> WHAT YOU HAVE TO DO: Restate the listing that follows word for word, without its pictures.

> GIVEN MATERIAL:
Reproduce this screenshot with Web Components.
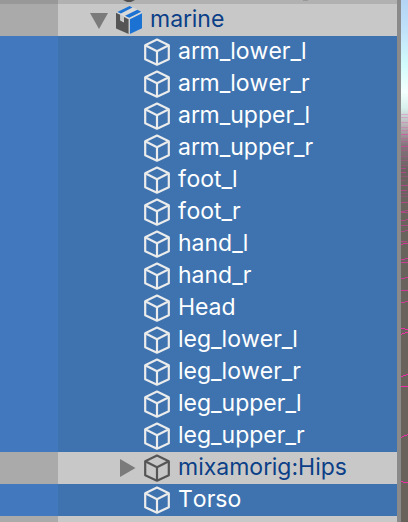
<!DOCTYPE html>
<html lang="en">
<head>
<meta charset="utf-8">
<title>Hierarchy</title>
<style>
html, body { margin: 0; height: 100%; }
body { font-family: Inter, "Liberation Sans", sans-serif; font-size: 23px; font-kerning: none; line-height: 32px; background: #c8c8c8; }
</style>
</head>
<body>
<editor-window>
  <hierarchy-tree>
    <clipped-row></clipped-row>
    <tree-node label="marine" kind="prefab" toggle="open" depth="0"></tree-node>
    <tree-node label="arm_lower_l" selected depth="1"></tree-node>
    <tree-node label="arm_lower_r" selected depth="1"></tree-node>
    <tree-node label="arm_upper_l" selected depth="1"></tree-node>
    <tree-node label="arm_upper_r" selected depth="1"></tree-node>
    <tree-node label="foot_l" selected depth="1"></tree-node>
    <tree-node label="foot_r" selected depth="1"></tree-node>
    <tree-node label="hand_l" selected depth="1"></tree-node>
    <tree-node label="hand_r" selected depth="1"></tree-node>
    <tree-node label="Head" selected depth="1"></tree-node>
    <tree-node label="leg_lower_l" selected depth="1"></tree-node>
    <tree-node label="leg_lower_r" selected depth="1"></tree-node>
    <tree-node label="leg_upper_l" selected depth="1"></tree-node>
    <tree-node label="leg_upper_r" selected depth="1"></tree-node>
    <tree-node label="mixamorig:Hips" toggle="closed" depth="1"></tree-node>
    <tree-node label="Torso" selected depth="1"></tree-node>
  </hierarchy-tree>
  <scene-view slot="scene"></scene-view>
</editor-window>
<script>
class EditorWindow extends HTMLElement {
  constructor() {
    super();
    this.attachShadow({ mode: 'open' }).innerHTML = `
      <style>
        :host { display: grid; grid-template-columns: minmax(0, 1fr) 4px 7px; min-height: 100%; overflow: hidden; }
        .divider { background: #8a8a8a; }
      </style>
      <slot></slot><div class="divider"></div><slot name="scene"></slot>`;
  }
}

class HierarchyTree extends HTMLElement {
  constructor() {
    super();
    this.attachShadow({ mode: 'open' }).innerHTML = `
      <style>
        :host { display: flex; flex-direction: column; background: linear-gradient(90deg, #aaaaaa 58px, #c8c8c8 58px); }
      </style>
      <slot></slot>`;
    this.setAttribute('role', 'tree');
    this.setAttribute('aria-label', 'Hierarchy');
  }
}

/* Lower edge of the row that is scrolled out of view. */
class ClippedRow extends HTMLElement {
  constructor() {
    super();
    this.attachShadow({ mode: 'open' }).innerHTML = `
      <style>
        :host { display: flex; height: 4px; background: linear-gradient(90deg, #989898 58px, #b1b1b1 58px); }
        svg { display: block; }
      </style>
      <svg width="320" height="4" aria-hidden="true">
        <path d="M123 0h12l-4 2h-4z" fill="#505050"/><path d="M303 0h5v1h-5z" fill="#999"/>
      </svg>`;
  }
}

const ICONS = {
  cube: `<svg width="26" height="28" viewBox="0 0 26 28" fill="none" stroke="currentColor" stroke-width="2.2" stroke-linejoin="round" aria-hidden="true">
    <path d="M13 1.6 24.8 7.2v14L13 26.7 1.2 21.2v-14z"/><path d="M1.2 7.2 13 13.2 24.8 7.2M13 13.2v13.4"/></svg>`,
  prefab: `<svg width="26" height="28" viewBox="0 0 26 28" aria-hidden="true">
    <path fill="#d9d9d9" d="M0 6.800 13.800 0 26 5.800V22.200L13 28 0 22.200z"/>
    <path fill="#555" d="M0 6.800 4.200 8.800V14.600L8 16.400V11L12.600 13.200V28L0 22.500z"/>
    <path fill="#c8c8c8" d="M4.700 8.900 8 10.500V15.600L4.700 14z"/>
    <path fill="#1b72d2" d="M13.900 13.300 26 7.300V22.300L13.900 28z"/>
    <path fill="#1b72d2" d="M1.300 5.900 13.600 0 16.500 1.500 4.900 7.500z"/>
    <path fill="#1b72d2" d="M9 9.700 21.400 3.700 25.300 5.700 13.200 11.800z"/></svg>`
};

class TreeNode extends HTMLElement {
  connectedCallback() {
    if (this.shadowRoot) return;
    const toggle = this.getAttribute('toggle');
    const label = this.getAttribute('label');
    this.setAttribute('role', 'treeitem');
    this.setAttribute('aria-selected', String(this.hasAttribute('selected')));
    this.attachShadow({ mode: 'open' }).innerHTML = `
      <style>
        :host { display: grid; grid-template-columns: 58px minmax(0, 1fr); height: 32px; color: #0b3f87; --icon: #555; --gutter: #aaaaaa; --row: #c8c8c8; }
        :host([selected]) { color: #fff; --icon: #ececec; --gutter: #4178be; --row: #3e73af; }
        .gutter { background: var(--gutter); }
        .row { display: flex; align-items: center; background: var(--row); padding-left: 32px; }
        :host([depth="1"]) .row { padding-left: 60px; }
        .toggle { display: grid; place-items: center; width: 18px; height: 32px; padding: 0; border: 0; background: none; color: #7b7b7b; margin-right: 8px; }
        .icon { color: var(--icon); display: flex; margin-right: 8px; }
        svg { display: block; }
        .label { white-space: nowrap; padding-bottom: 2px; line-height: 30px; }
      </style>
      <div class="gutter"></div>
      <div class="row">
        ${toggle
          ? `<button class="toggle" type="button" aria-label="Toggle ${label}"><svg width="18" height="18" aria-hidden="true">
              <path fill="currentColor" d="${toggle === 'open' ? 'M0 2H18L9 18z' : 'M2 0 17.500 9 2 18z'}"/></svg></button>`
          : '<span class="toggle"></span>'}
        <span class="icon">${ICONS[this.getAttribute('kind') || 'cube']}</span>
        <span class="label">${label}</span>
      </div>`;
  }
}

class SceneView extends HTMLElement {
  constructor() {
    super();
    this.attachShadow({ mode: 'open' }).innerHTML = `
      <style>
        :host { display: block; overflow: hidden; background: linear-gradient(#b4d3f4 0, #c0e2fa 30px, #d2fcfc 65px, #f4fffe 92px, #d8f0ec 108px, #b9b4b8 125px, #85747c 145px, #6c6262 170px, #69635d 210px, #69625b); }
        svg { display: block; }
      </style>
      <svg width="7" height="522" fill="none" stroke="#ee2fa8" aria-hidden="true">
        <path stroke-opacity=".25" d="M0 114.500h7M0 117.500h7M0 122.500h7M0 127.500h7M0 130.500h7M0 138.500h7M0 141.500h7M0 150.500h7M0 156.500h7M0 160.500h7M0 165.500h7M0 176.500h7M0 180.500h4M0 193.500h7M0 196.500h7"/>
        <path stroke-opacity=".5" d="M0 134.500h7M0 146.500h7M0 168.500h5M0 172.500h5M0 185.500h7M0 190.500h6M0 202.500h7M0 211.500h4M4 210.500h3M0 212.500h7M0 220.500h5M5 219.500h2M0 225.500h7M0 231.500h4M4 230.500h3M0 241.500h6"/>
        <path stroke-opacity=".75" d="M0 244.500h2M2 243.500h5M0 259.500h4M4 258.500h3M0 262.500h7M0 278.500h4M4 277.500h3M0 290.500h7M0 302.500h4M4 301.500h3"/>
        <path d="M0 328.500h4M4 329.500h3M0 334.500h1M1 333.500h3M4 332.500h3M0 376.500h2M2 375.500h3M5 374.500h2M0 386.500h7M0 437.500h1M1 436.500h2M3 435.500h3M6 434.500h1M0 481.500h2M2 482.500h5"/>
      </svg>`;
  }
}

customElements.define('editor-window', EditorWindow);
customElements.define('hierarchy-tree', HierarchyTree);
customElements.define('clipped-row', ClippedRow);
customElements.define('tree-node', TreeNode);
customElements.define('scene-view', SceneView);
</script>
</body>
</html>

> SOLUTION TO THE PROBLEM:
Reproduce this screenshot with Web Components.
<!DOCTYPE html>
<html lang="en">
<head>
<meta charset="utf-8">
<title>Hierarchy</title>
<style>
html, body { margin: 0; height: 100%; }
body { font-family: Inter, "Liberation Sans", sans-serif; font-size: 23px; font-kerning: none; line-height: 32px; background: #c8c8c8; }
</style>
</head>
<body>
<editor-window>
  <hierarchy-tree>
    <clipped-row></clipped-row>
    <tree-node label="marine" kind="prefab" toggle="open" depth="0"></tree-node>
    <tree-node label="arm_lower_l" selected depth="1"></tree-node>
    <tree-node label="arm_lower_r" selected depth="1"></tree-node>
    <tree-node label="arm_upper_l" selected depth="1"></tree-node>
    <tree-node label="arm_upper_r" selected depth="1"></tree-node>
    <tree-node label="foot_l" selected depth="1"></tree-node>
    <tree-node label="foot_r" selected depth="1"></tree-node>
    <tree-node label="hand_l" selected depth="1"></tree-node>
    <tree-node label="hand_r" selected depth="1"></tree-node>
    <tree-node label="Head" selected depth="1"></tree-node>
    <tree-node label="leg_lower_l" selected depth="1"></tree-node>
    <tree-node label="leg_lower_r" selected depth="1"></tree-node>
    <tree-node label="leg_upper_l" selected depth="1"></tree-node>
    <tree-node label="leg_upper_r" selected depth="1"></tree-node>
    <tree-node label="mixamorig:Hips" toggle="closed" depth="1"></tree-node>
    <tree-node label="Torso" selected depth="1"></tree-node>
  </hierarchy-tree>
  <scene-view slot="scene"></scene-view>
</editor-window>
<script>
class EditorWindow extends HTMLElement {
  constructor() {
    super();
    this.attachShadow({ mode: 'open' }).innerHTML = `
      <style>
        :host { display: grid; grid-template-columns: minmax(0, 1fr) 4px 7px; min-height: 100%; overflow: hidden; }
        .divider { background: #8a8a8a; }
      </style>
      <slot></slot><div class="divider"></div><slot name="scene"></slot>`;
  }
}

class HierarchyTree extends HTMLElement {
  constructor() {
    super();
    this.attachShadow({ mode: 'open' }).innerHTML = `
      <style>
        :host { display: flex; flex-direction: column; background: linear-gradient(90deg, #aaaaaa 58px, #c8c8c8 58px); }
      </style>
      <slot></slot>`;
    this.setAttribute('role', 'tree');
    this.setAttribute('aria-label', 'Hierarchy');
  }
}

/* Lower edge of the row that is scrolled out of view. */
class ClippedRow extends HTMLElement {
  constructor() {
    super();
    this.attachShadow({ mode: 'open' }).innerHTML = `
      <style>
        :host { display: flex; height: 4px; background: linear-gradient(90deg, #989898 58px, #b1b1b1 58px); }
        svg { display: block; }
      </style>
      <svg width="320" height="4" aria-hidden="true">
        <path d="M123 0h12l-4 2h-4z" fill="#505050"/><path d="M303 0h5v1h-5z" fill="#999"/>
      </svg>`;
  }
}

const ICONS = {
  cube: `<svg width="26" height="28" viewBox="0 0 26 28" fill="none" stroke="currentColor" stroke-width="2.2" stroke-linejoin="round" aria-hidden="true">
    <path d="M13 1.6 24.8 7.2v14L13 26.7 1.2 21.2v-14z"/><path d="M1.2 7.2 13 13.2 24.8 7.2M13 13.2v13.4"/></svg>`,
  prefab: `<svg width="26" height="28" viewBox="0 0 26 28" aria-hidden="true">
    <path fill="#d9d9d9" d="M0 6.800 13.800 0 26 5.800V22.200L13 28 0 22.200z"/>
    <path fill="#555" d="M0 6.800 4.200 8.800V14.600L8 16.400V11L12.600 13.200V28L0 22.500z"/>
    <path fill="#c8c8c8" d="M4.700 8.900 8 10.500V15.600L4.700 14z"/>
    <path fill="#1b72d2" d="M13.900 13.300 26 7.300V22.300L13.900 28z"/>
    <path fill="#1b72d2" d="M1.300 5.900 13.600 0 16.500 1.500 4.900 7.500z"/>
    <path fill="#1b72d2" d="M9 9.700 21.400 3.700 25.300 5.700 13.200 11.800z"/></svg>`
};

class TreeNode extends HTMLElement {
  connectedCallback() {
    if (this.shadowRoot) return;
    const toggle = this.getAttribute('toggle');
    const label = this.getAttribute('label');
    this.setAttribute('role', 'treeitem');
    this.setAttribute('aria-selected', String(this.hasAttribute('selected')));
    this.attachShadow({ mode: 'open' }).innerHTML = `
      <style>
        :host { display: grid; grid-template-columns: 58px minmax(0, 1fr); height: 32px; color: #0b3f87; --icon: #555; --gutter: #aaaaaa; --row: #c8c8c8; }
        :host([selected]) { color: #fff; --icon: #ececec; --gutter: #4178be; --row: #3e73af; }
        .gutter { background: var(--gutter); }
        .row { display: flex; align-items: center; background: var(--row); padding-left: 32px; }
        :host([depth="1"]) .row { padding-left: 60px; }
        .toggle { display: grid; place-items: center; width: 18px; height: 32px; padding: 0; border: 0; background: none; color: #7b7b7b; margin-right: 8px; }
        .icon { color: var(--icon); display: flex; margin-right: 8px; }
        svg { display: block; }
        .label { white-space: nowrap; padding-bottom: 2px; line-height: 30px; }
      </style>
      <div class="gutter"></div>
      <div class="row">
        ${toggle
          ? `<button class="toggle" type="button" aria-label="Toggle ${label}"><svg width="18" height="18" aria-hidden="true">
              <path fill="currentColor" d="${toggle === 'open' ? 'M0 2H18L9 18z' : 'M2 0 17.500 9 2 18z'}"/></svg></button>`
          : '<span class="toggle"></span>'}
        <span class="icon">${ICONS[this.getAttribute('kind') || 'cube']}</span>
        <span class="label">${label}</span>
      </div>`;
  }
}

class SceneView extends HTMLElement {
  constructor() {
    super();
    this.attachShadow({ mode: 'open' }).innerHTML = `
      <style>
        :host { display: block; overflow: hidden; background: linear-gradient(#b4d3f4 0, #c0e2fa 30px, #d2fcfc 65px, #f4fffe 92px, #d8f0ec 108px, #b9b4b8 125px, #85747c 145px, #6c6262 170px, #69635d 210px, #69625b); }
        svg { display: block; }
      </style>
      <svg width="7" height="522" fill="none" stroke="#ee2fa8" aria-hidden="true">
        <path stroke-opacity=".25" d="M0 114.500h7M0 117.500h7M0 122.500h7M0 127.500h7M0 130.500h7M0 138.500h7M0 141.500h7M0 150.500h7M0 156.500h7M0 160.500h7M0 165.500h7M0 176.500h7M0 180.500h4M0 193.500h7M0 196.500h7"/>
        <path stroke-opacity=".5" d="M0 134.500h7M0 146.500h7M0 168.500h5M0 172.500h5M0 185.500h7M0 190.500h6M0 202.500h7M0 211.500h4M4 210.500h3M0 212.500h7M0 220.500h5M5 219.500h2M0 225.500h7M0 231.500h4M4 230.500h3M0 241.500h6"/>
        <path stroke-opacity=".75" d="M0 244.500h2M2 243.500h5M0 259.500h4M4 258.500h3M0 262.500h7M0 278.500h4M4 277.500h3M0 290.500h7M0 302.500h4M4 301.500h3"/>
        <path d="M0 328.500h4M4 329.500h3M0 334.500h1M1 333.500h3M4 332.500h3M0 376.500h2M2 375.500h3M5 374.500h2M0 386.500h7M0 437.500h1M1 436.500h2M3 435.500h3M6 434.500h1M0 481.500h2M2 482.500h5"/>
      </svg>`;
  }
}

customElements.define('editor-window', EditorWindow);
customElements.define('hierarchy-tree', HierarchyTree);
customElements.define('clipped-row', ClippedRow);
customElements.define('tree-node', TreeNode);
customElements.define('scene-view', SceneView);
</script>
</body>
</html>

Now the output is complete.